A new blog “Safari’s Sanctuary – For the Animals” by Micheal Lowther, started this year, ran an article about “volunteer” Tina Gunn, which was published March 18, 2013. Nowhere in that article is there any mention that Tina was president of Safari’s management team now or even that she was lead staff of Safari’s, as she identifies herself as online—she is simply referred to as a volunteer at the park—in an article published a full three weeks after Tina signed her name to the amended certificate of incorporation paperwork as “president” and sent it to the OK SOS, and a full three-and-a-half months after Karri Murphy left Safari’s. Why would Tina not share the information with Micheal (Misha) about the changes in management at Safari’s?

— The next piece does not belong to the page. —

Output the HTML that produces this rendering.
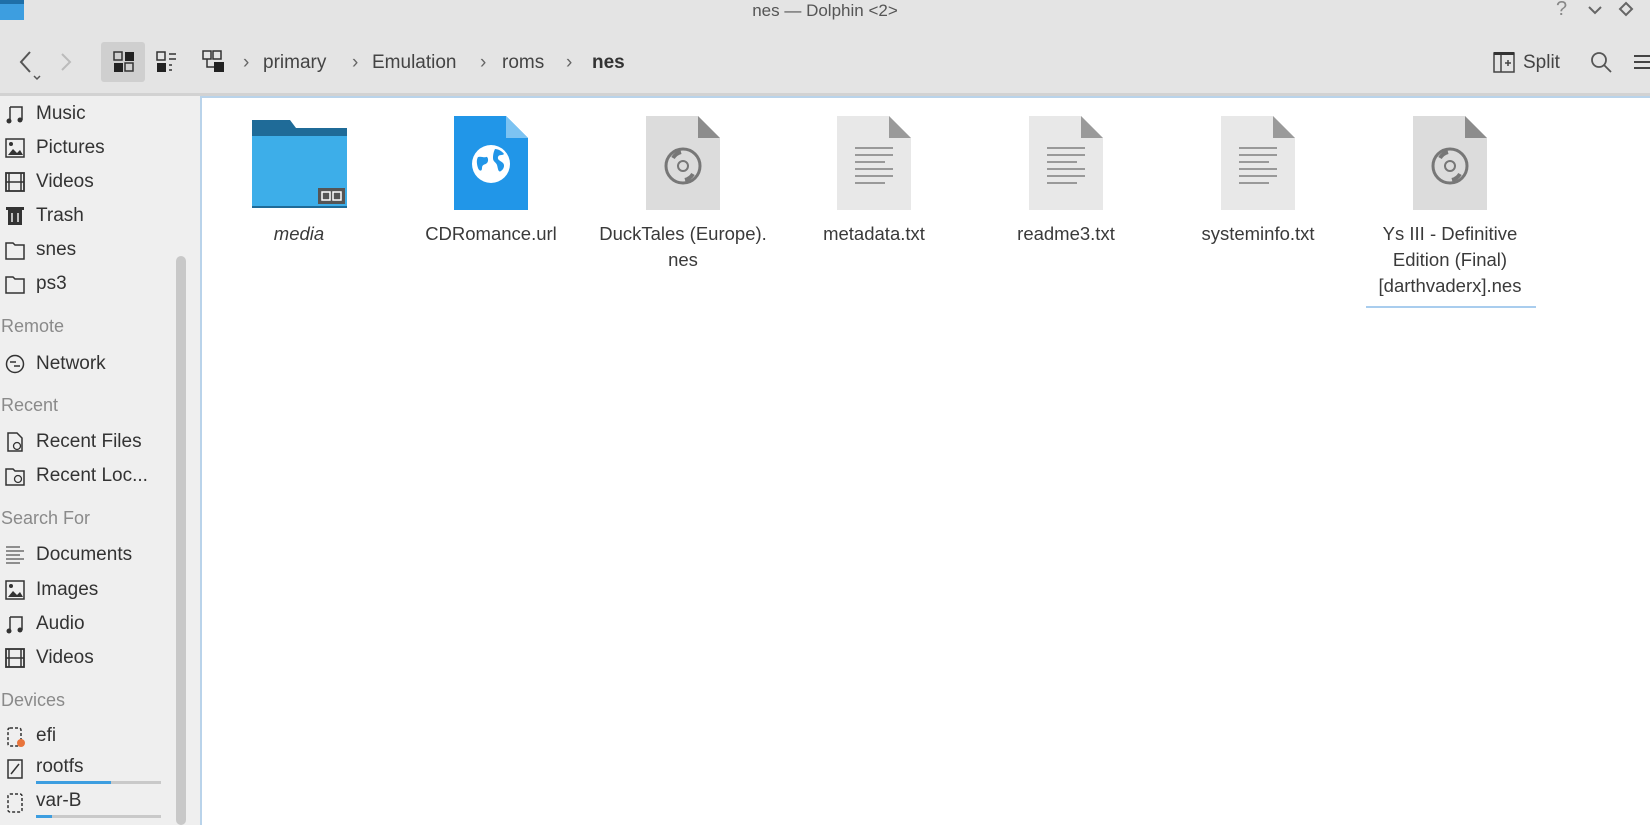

Why the lack of transparency?
http://safarissanctuary.wordpress.com/2013/03/18/tina/
Is the public being played for fools and being fed false information and pumped for donations of money and time, while evoking sympathy for Lori because of her illness, in the hopes of distracting the general public and supporters of the park from recognizing the true and serious nature of the circumstances surrounding the closure of the park?
One indication that Lori may be getting just a little closer to acknowledging the truth is the change of wording on the home page of Safari’s Sanctuary official website: “Safari’s Sanctuary is a 501c3 private facility of rescue and is closed to the public.” Although on one of the photo slides flashing by on the top of the same page, it does say “We are temporarily closed to the public!”